DFT-Based exploration of Mo substitution in RbPbCl3 and RbSnCl3 : Transition Metal tuning of halide perovskite properties

First-principles calculations under doping in the DFT framework were used to investigate the structural, mechanical, thermal, and electronic properties of lead-free and lead-containing halide perovskites, Rb X Cl₃ ( X  = Pb, Sn). The impact of Mo doping on these characteristics of Rb X Cl₃ ( X  = Pb, Sn) perovskites is investigated using DFT. The compounds exhibit structural stability in their optimal state in each case, as determined by the Born stability criteria. This entails computing the elastic constants, which show anisotropic as well as ductile qualities.
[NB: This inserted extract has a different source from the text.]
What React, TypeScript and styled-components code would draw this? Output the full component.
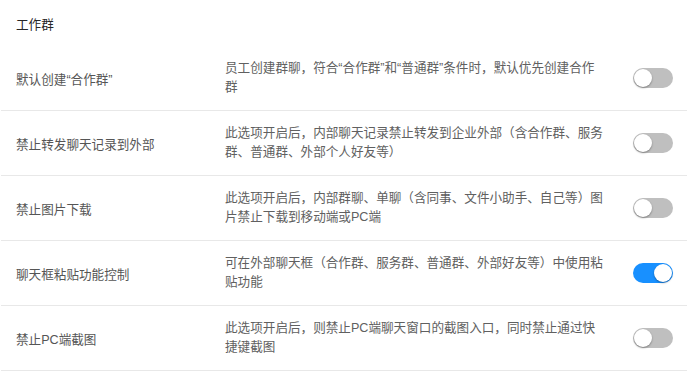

However, the maximum ductility was observed for RbSn _0.875 Mo _0.125 Cl ₃ . It is observed that the materials RbSnCl ₃ , RbPbCl ₃ , and RbPb _0.875 Mo _0.125 Cl ₃ show band gaps of 0.877 eV, 2.180 eV, and 4.125 eV, respectively. However, there was no energy band gap in the metallic-behaving RbSn _0.875 Mo _0.125 Cl ₃ phase. As the temperature changed, anomalous properties were found for RbPbCl ₃ . It appears that doped samples are acceptable for thin-film production due to their lower bulk modulus value and high ductility. Based on a comprehensive comparison of pure and Mo-doped halide perovskites, it is revealed that RbSnCl ₃ is a more ecologically beneficial perovskite candidate for use in optoelectronic applications.